Body shaming leaves scars. It has a profound effect on those who have endured it. It crushes self-esteem and confidence; it causes major stress which can then have an even deeper effect on the body as a whole; it can even lead to bulimia and/or anorexia or another eating disorder. It’s difficult to find “body shaming effects,” when you plug it into Google, but you’ll get thousands of possible results on “how to lose weight,” “decrease obesity,” or just about anything you can think of that relates to getting thinner.
But I know these things mostly because they have touched me and not even to the excess it has others, and the effects have been profound and long-lasting. I was an athletic kid who participated in cross-country and gymnastics, and who had dabbled in tap dancing and ballet. My earliest memories, however, have always been the uncomfortable way I felt in my own skin. My mother, who had been overweight as a child and into her youth, was constantly dieting. Even now, as she approaches her mid-70’s, she is always looking at new ways to stay trim and/or lose weight. She imposed this way of thinking on myself and my father who has always had that “dad belly.”
I can recall distinctly the way she would check my waistband on clothing to see if it was getting too tight and it had nothing to do with seeing if I needed a new pair because I was growing out of them. It was to remind me that I needed to watch my weight. I didn’t want to get fat. No one liked fat girls. As an adult, I understand my mother was trying to be the best mother she could be and was trying to protect me from the ridicule of children, who can be cruel. But, because of the kind of person I am, already prone to obsessive thinking as well as obsessive-compulsive disorder, it was a catalyst for how my pre-teen years and teen years would evolve.
The first time I was body-shamed was in Middle School and it wasn’t your typical kind of body shaming. I wasn’t called “fat,” I was objectified by the boys who snapped my bra and tried to grab my ass or slap my ass because I had hit puberty early. I had breasts and curves and while I never thought of myself as pretty, especially as a pre-teen, it seems I made their hormones explode. I didn’t want to look the way I did. My friends didn’t look like me and the way my body had changed, the only way I could think of to change it was to lose weight and throw myself into athletics. In my pubescent mind, I thought I could undo mother nature.

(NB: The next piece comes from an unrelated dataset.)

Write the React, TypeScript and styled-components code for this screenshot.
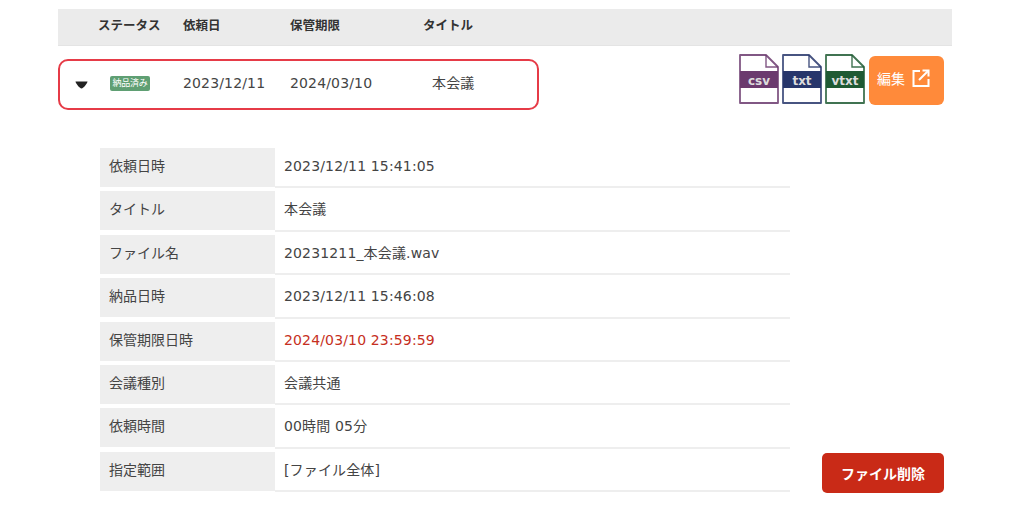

Camp, would be the second time I was body shamed. My athletic body didn’t evolve the way I thought it would. Instead of being lean and lithe, muscles had given my small frame a bulky appearance that I despised. I had envisioned myself returning to the more, slender frame of my child-self with a boyish figure rather than to this feminine, strong, muscled girl whom I did not appreciate. While at camp, another girl pointed at me (we were all in bathing suits during swim lessons and they were comparing ‘thigh gaps) and commented to another girl (in Mean Girls fashion), “God she has fat thighs!” I was wrecked instantly.
I threw myself into exercising and gymnastics. I began restricting what I ate, counting calories and making myself throw up. It’s painful to look at pictures of myself and see this young, very slender girl and know the pain she was going through internally. There was a constant comparison of myself to other girls who didn’t have the same body type as I did and this endless competition to look like them, just so I would feel better about myself. I never achieved it.
When I got pregnant at 19, I had no idea how much it would change my life. Not only the aspect of motherhood at such a young age, but the profound effect it would have on how I felt about my body. I promised myself that I would never let what I went through affect my child and later on my children (who are all girls.) But what I didn’t realize was that while I had overcome a lot, the effects of body shaming would continue until even now at 47. I don’t wear shorts because I don’t like how I look. I’ve gained a lot of weight because of chronic illness and pain, my highest weight being 190lbs and my lowest and current weight now at 160lbs. I always say I’d like to get back to 145-150 which was my weight after my youngest was born. But it’s been a struggle and it’s like when you watch a dog trying to constantly chase its tail, going in circles and never winning. My girls know my appearance makes me unhappy and it hurts me that I’ve never imparted a more body-positive environment for them. Because life is too short to be constantly fretting about how you look. Life should be about the things that make you happy.
I haven’t endured nearly as much body shaming as others. Much of it has been me being self-critical, but I do empathise with those who have had to endure it. Body shaming is so very destructive with lingering impacts. I hear Valerie Bertinelli and those out there who may have been the object of such cruelty and I support you. We don’t need to live in a world with body shaming. As mothers and fathers, educators, family and friends, we need to teach our youth that our appearance is only a tiny bit of what makes us human. We need to show our youth that it isn’t about being thin or pretty but having a good soul and a kind heart. We can change the world, one word at a time. We can also take back our lives by embracing the body we are in and not allowing someone else to try and diminish that.